══ Available data

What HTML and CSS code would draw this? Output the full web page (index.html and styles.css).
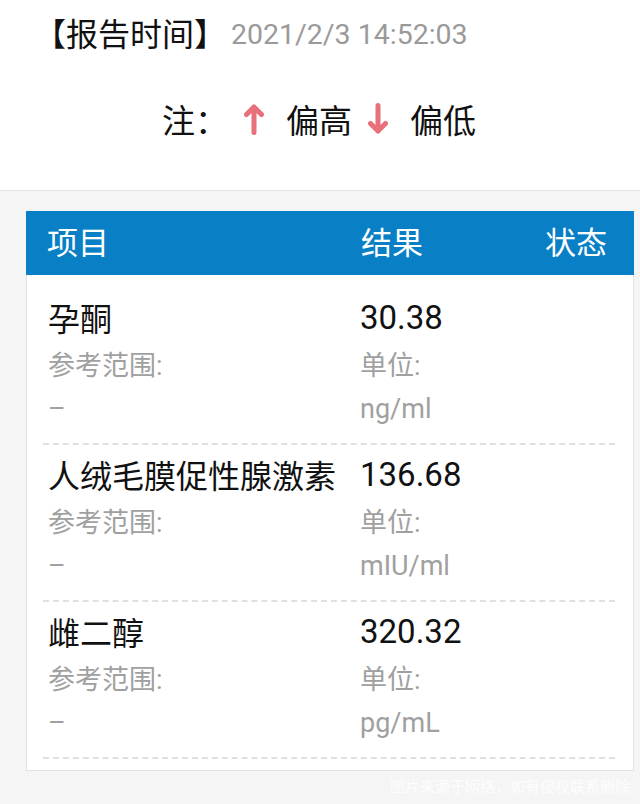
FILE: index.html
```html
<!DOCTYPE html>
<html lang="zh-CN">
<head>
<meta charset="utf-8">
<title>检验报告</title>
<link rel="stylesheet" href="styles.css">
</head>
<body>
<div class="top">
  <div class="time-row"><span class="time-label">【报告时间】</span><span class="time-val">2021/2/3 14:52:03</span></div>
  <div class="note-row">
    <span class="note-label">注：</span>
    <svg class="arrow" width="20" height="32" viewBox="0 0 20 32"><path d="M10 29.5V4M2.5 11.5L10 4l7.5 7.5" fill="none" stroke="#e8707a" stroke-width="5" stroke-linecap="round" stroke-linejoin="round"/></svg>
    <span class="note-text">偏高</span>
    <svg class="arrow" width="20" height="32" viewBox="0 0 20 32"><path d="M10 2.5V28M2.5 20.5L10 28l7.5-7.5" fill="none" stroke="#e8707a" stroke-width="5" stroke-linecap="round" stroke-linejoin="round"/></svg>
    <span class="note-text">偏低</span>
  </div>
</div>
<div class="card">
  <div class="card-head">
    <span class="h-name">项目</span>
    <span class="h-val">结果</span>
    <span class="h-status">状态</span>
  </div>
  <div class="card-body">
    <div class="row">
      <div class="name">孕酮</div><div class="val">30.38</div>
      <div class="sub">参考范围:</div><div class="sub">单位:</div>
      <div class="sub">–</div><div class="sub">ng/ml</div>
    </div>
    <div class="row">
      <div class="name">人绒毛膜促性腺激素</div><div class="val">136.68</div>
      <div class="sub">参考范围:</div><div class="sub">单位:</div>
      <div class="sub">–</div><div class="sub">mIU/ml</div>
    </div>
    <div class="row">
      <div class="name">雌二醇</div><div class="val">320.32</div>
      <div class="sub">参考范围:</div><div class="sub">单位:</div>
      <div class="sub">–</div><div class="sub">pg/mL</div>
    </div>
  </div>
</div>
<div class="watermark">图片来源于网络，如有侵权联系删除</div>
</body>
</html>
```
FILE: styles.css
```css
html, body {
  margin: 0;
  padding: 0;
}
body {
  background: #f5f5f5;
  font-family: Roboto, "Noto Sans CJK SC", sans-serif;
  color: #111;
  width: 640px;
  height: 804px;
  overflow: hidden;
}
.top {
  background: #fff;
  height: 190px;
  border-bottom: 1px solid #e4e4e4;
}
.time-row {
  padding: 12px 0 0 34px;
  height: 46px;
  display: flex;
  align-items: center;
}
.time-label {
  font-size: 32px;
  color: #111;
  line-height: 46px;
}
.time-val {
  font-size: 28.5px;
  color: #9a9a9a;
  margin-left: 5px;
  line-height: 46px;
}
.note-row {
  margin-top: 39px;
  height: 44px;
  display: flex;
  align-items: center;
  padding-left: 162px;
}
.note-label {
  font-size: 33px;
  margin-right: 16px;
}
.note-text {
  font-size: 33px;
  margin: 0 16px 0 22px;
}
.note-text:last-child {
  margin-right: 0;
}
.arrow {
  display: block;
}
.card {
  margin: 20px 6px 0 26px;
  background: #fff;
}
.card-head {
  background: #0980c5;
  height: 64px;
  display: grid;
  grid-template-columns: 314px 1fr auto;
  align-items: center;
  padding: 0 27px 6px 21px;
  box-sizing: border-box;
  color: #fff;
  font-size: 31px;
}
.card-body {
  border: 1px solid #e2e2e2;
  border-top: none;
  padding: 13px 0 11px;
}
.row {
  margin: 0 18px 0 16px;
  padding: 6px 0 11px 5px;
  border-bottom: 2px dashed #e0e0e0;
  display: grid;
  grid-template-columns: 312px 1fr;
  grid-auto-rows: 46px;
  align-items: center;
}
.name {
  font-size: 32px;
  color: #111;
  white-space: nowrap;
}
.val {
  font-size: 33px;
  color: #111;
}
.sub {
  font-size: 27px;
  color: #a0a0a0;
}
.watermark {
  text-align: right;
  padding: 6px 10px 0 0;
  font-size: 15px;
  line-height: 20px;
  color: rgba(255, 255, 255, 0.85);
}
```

════

# Exercise
Return each line of the data, keeping its wording exact and omitting pictures.

# Written answer
What HTML and CSS code would draw this? Output the full web page (index.html and styles.css).
FILE: index.html
```html
<!DOCTYPE html>
<html lang="zh-CN">
<head>
<meta charset="utf-8">
<title>检验报告</title>
<link rel="stylesheet" href="styles.css">
</head>
<body>
<div class="top">
  <div class="time-row"><span class="time-label">【报告时间】</span><span class="time-val">2021/2/3 14:52:03</span></div>
  <div class="note-row">
    <span class="note-label">注：</span>
    <svg class="arrow" width="20" height="32" viewBox="0 0 20 32"><path d="M10 29.5V4M2.5 11.5L10 4l7.5 7.5" fill="none" stroke="#e8707a" stroke-width="5" stroke-linecap="round" stroke-linejoin="round"/></svg>
    <span class="note-text">偏高</span>
    <svg class="arrow" width="20" height="32" viewBox="0 0 20 32"><path d="M10 2.5V28M2.5 20.5L10 28l7.5-7.5" fill="none" stroke="#e8707a" stroke-width="5" stroke-linecap="round" stroke-linejoin="round"/></svg>
    <span class="note-text">偏低</span>
  </div>
</div>
<div class="card">
  <div class="card-head">
    <span class="h-name">项目</span>
    <span class="h-val">结果</span>
    <span class="h-status">状态</span>
  </div>
  <div class="card-body">
    <div class="row">
      <div class="name">孕酮</div><div class="val">30.38</div>
      <div class="sub">参考范围:</div><div class="sub">单位:</div>
      <div class="sub">–</div><div class="sub">ng/ml</div>
    </div>
    <div class="row">
      <div class="name">人绒毛膜促性腺激素</div><div class="val">136.68</div>
      <div class="sub">参考范围:</div><div class="sub">单位:</div>
      <div class="sub">–</div><div class="sub">mIU/ml</div>
    </div>
    <div class="row">
      <div class="name">雌二醇</div><div class="val">320.32</div>
      <div class="sub">参考范围:</div><div class="sub">单位:</div>
      <div class="sub">–</div><div class="sub">pg/mL</div>
    </div>
  </div>
</div>
<div class="watermark">图片来源于网络，如有侵权联系删除</div>
</body>
</html>
```
FILE: styles.css
```css
html, body {
  margin: 0;
  padding: 0;
}
body {
  background: #f5f5f5;
  font-family: Roboto, "Noto Sans CJK SC", sans-serif;
  color: #111;
  width: 640px;
  height: 804px;
  overflow: hidden;
}
.top {
  background: #fff;
  height: 190px;
  border-bottom: 1px solid #e4e4e4;
}
.time-row {
  padding: 12px 0 0 34px;
  height: 46px;
  display: flex;
  align-items: center;
}
.time-label {
  font-size: 32px;
  color: #111;
  line-height: 46px;
}
.time-val {
  font-size: 28.5px;
  color: #9a9a9a;
  margin-left: 5px;
  line-height: 46px;
}
.note-row {
  margin-top: 39px;
  height: 44px;
  display: flex;
  align-items: center;
  padding-left: 162px;
}
.note-label {
  font-size: 33px;
  margin-right: 16px;
}
.note-text {
  font-size: 33px;
  margin: 0 16px 0 22px;
}
.note-text:last-child {
  margin-right: 0;
}
.arrow {
  display: block;
}
.card {
  margin: 20px 6px 0 26px;
  background: #fff;
}
.card-head {
  background: #0980c5;
  height: 64px;
  display: grid;
  grid-template-columns: 314px 1fr auto;
  align-items: center;
  padding: 0 27px 6px 21px;
  box-sizing: border-box;
  color: #fff;
  font-size: 31px;
}
.card-body {
  border: 1px solid #e2e2e2;
  border-top: none;
  padding: 13px 0 11px;
}
.row {
  margin: 0 18px 0 16px;
  padding: 6px 0 11px 5px;
  border-bottom: 2px dashed #e0e0e0;
  display: grid;
  grid-template-columns: 312px 1fr;
  grid-auto-rows: 46px;
  align-items: center;
}
.name {
  font-size: 32px;
  color: #111;
  white-space: nowrap;
}
.val {
  font-size: 33px;
  color: #111;
}
.sub {
  font-size: 27px;
  color: #a0a0a0;
}
.watermark {
  text-align: right;
  padding: 6px 10px 0 0;
  font-size: 15px;
  line-height: 20px;
  color: rgba(255, 255, 255, 0.85);
}
```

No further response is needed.